Problem Overview: Given an n x m rectangle, you need to cover the entire area using the minimum number of integer-sized squares. Squares cannot overlap and must stay inside the rectangle. The challenge is choosing square placements so the total count of squares is minimized.

Approach 1: Dynamic Programming Approach (Time: O(n^2 * m^2), Space: O(n * m))

This approach builds a DP table where dp[a][b] represents the minimum number of squares required to tile an a x b rectangle. If a == b, the answer is 1 because the rectangle is already a square. Otherwise, split the rectangle horizontally or vertically and combine results from sub-rectangles. For every possible cut, compute dp[a][k] + dp[a][b-k] or dp[k][b] + dp[a-k][b] and take the minimum. The algorithm systematically explores rectangle partitions and reuses computed states, making it a classic dynamic programming solution.

Approach 2: Recursive Backtracking with Memoization (Time: exponential worst case, heavily pruned; Space: O(n * m))

This method simulates the tiling process directly. Track the current state of the rectangle (often as column heights or a filled grid). At each step, locate the first uncovered cell and attempt to place the largest possible square there. Recursively continue filling the remaining space. Memoization stores previously seen states to avoid recomputation, which dramatically reduces the search space. Pruning rules—such as abandoning paths that already exceed the current best solution—make the approach practical. The algorithm relies on backtracking combined with caching from recursion patterns.

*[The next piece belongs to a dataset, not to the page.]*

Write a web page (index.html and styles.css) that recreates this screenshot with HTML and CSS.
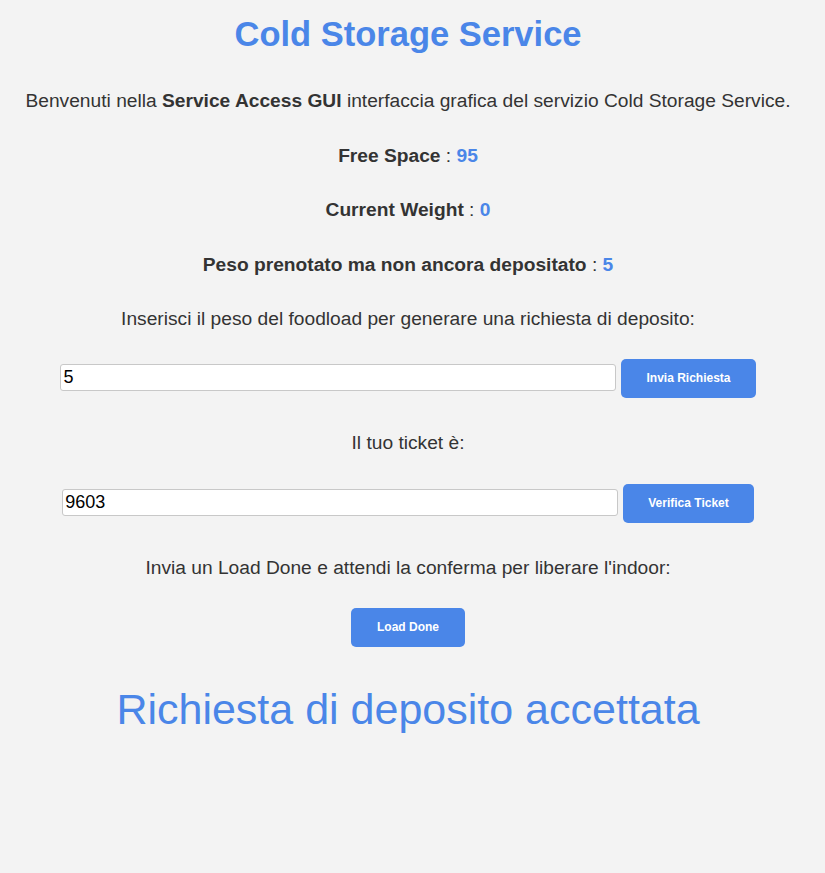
FILE: index.html
```html
<!DOCTYPE html>
<html>
<head>
<meta charset="utf-8">
<link rel="stylesheet" href="styles.css">
</head>
<body>
<main class="page">
  <h1 class="title">Cold Storage Service</h1>
  <p class="line intro">Benvenuti nella <b>Service Access GUI</b> interfaccia grafica del servizio Cold Storage Service.</p>
  <p class="line"><b>Free Space</b> : <b class="val">95</b></p>
  <p class="line"><b>Current Weight</b> : <b class="val">0</b></p>
  <p class="line"><b>Peso prenotato ma non ancora depositato</b> : <b class="val">5</b></p>
  <p class="line">Inserisci il peso del foodload per generare una richiesta di deposito:</p>
  <div class="row row-tight">
    <input class="field" type="text" value="5">
    <button class="btn">Invia Richiesta</button>
  </div>
  <p class="line after-row">Il tuo ticket è:</p>
  <div class="row">
    <input class="field" type="text" value="9603">
    <button class="btn">Verifica Ticket</button>
  </div>
  <p class="line after-row">Invia un Load Done e attendi la conferma per liberare l'indoor:</p>
  <div class="row row-tight">
    <button class="btn btn-done">Load Done</button>
  </div>
  <p class="result">Richiesta di deposito accettata</p>
</main>
</body>
</html>
```
FILE: styles.css
```css
html, body {
  margin: 0;
  padding: 0;
  background: #f3f3f3;
}
body {
  font-family: "Liberation Sans", Arial, sans-serif;
  color: #333333;
}
.page {
  width: 800px;
  margin-left: 8px;
  display: flex;
  flex-direction: column;
  align-items: center;
  text-align: center;
}
.title {
  color: #4a86e8;
  font-size: 34.5px;
  margin: 14px 0 0;
  line-height: 40px;
}
.line {
  font-size: 19.2px;
  line-height: 22px;
  margin: 32.5px 0 0;
}
.line.intro {
  margin-top: 36px;
}
.line.after-row {
  margin-top: 34.5px;
}
.val {
  color: #4a86e8;
}
.row {
  display: flex;
  align-items: center;
  justify-content: center;
  gap: 5px;
  margin-top: 29.5px;
}
.row.row-tight {
  margin-top: 28.5px;
}
.field {
  width: 556px;
  height: 27px;
  box-sizing: border-box;
  border: 1px solid #c8c8c8;
  border-radius: 3px;
  background: #fff;
  font-family: "Liberation Sans", Arial, sans-serif;
  font-size: 18px;
  color: #000;
  padding: 0 2px;
  margin: 0 0 2px;
}
.btn {
  background: #4a86e8;
  color: #fff;
  border: none;
  border-radius: 5px;
  font-family: "Liberation Sans", Arial, sans-serif;
  font-weight: bold;
  font-size: 12px;
  height: 39px;
  padding: 0 25px;
  margin: 0;
}
.btn-done {
  padding: 0 26px;
}
.result {
  color: #4a86e8;
  font-size: 43px;
  line-height: 54px;
  margin: 35px 0 0;
}
```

Recommended for interviews: Recursive backtracking with memoization is the technique most interviewers expect. It demonstrates state exploration, pruning, and optimization through memoization. The DP formulation shows good understanding of rectangle partitioning, but the backtracking approach more directly models the tiling process and typically leads to the optimal solution faster in constrained inputs.